Avoid tight connections where possible. If your flight lands at 3pm and the advertised transfer takes two hours, do not assume you will be checking in at 5pm. Factor in baggage reclaim, delays, vehicle collection, traffic and the final walk to your accommodation. For an important first-night restaurant booking or equipment fitting, leave room for reality.
The return journey deserves equal attention. Confirm the collection point and time a few days before departure, keep the provider’s contact details accessible, and allow for snow clearing or road restrictions. If your flight is early, consider staying near the airport on the final night rather than sacrificing the last day entirely to an alarm clock.
Book for your actual luggage and ability to cope with it
Transfers are a practical part of the holiday, but they are also a physical one. Carrying a ski bag, board bag, boot bag and suitcase through an unfamiliar station or across an icy resort square is manageable for some travellers and miserable for others. There is no badge of honour in choosing the cheapest route if it means beginning the week exhausted.
First-timers often benefit from a direct transfer, even if it costs more, because it removes one unfamiliar element from an already busy holiday. Experienced riders may happily trade convenience for rail travel, a rental car or a lower shared-shuttle fare.

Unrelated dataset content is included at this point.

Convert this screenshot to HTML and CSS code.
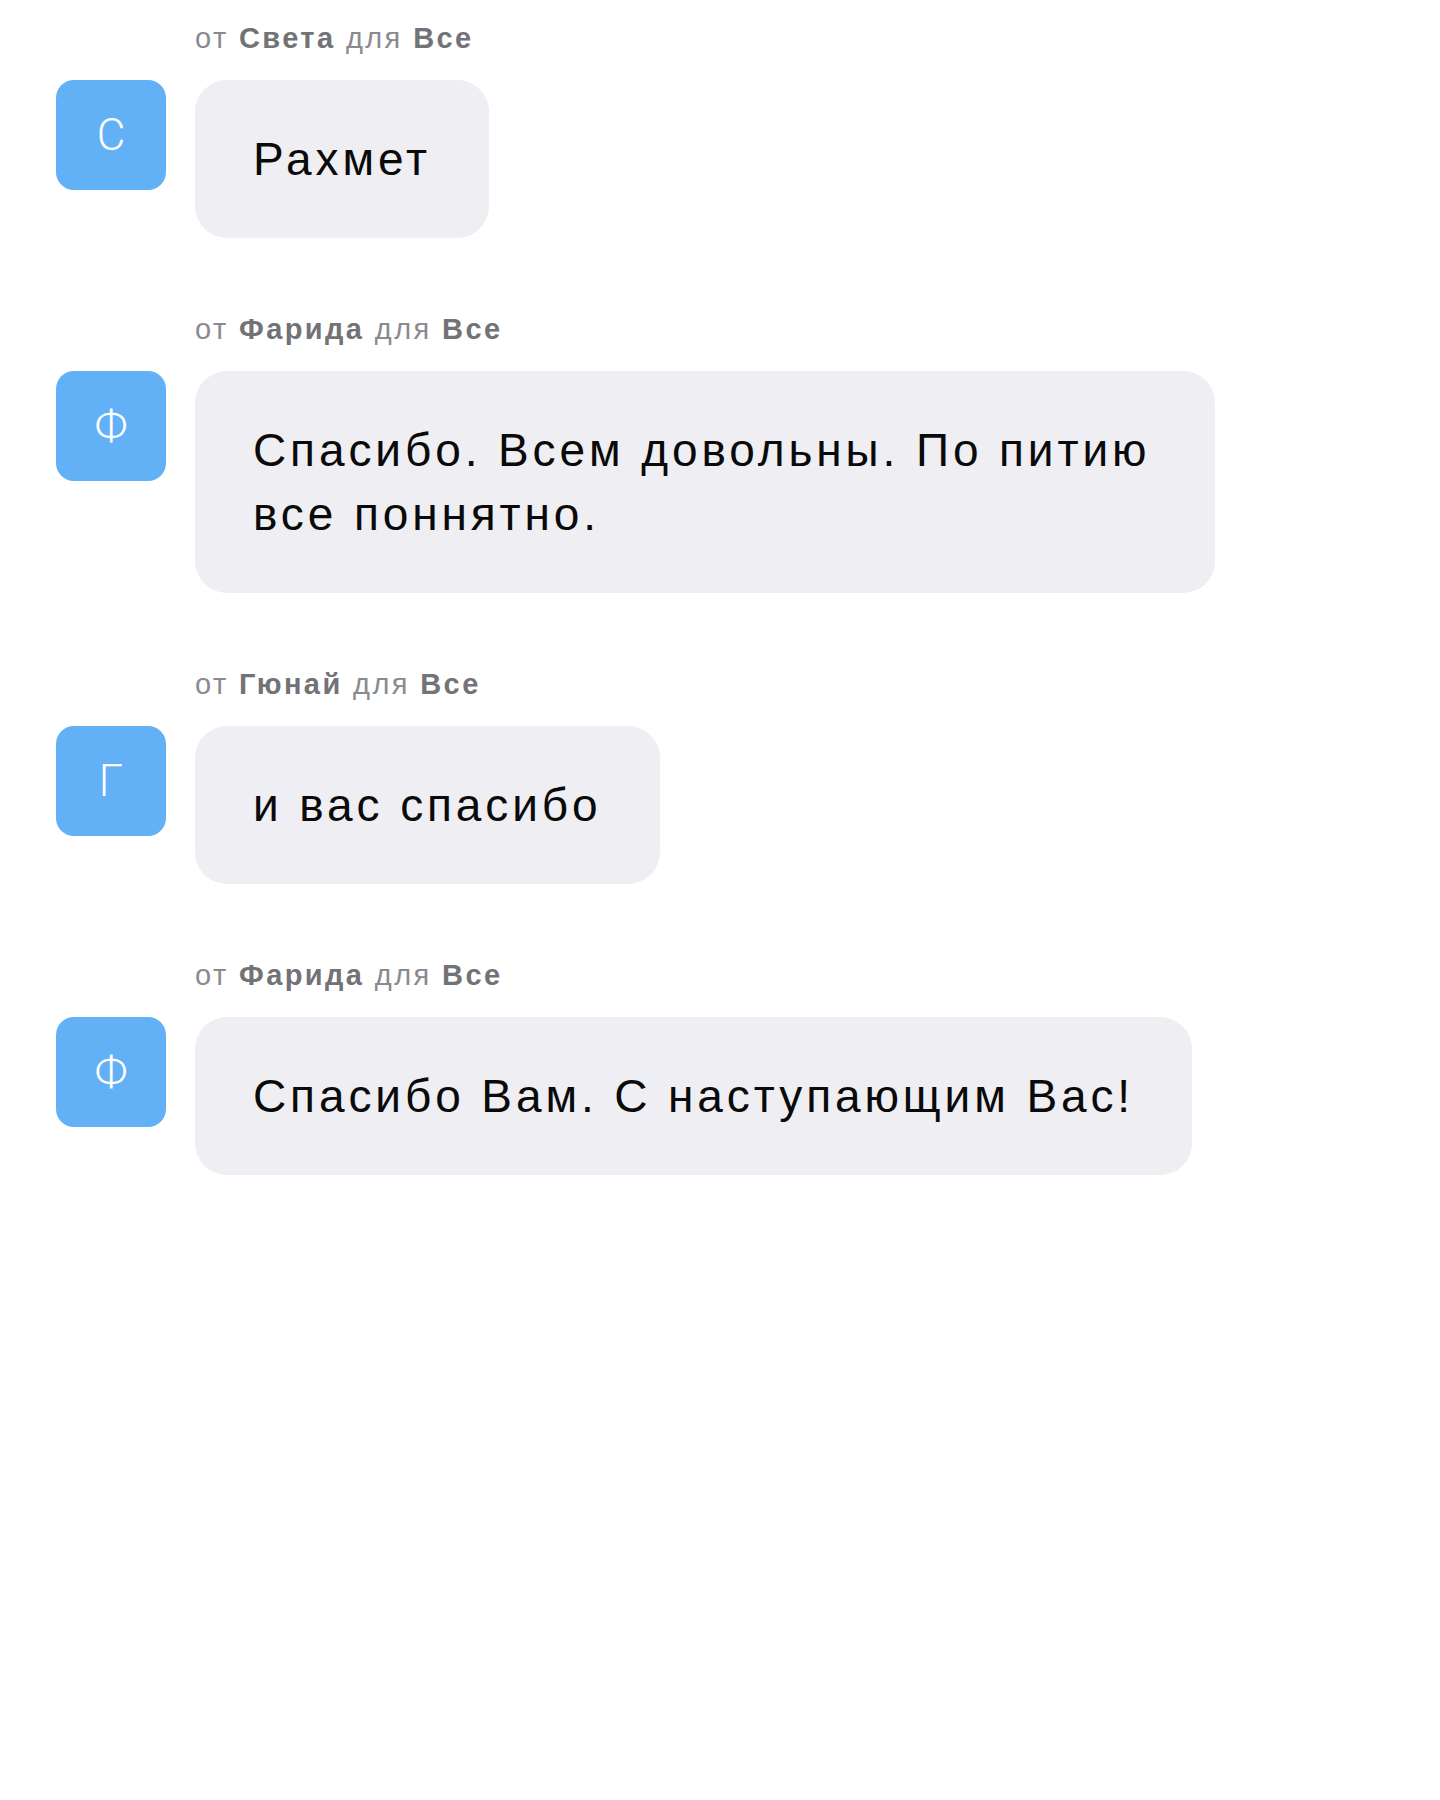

The right answer is the one that leaves you ready to enjoy the mountain, not simply the one with the lowest booking confirmation total.
Before you book, picture the journey in full: arrivals hall, baggage belt, meeting point, road or platform, resort stop and the final few metres to your door. If that picture feels straightforward, you have probably chosen well. If it involves several hopeful assumptions, spend a little more time – and, where it earns you a better first day on snow, perhaps a little more money – getting the transfer right.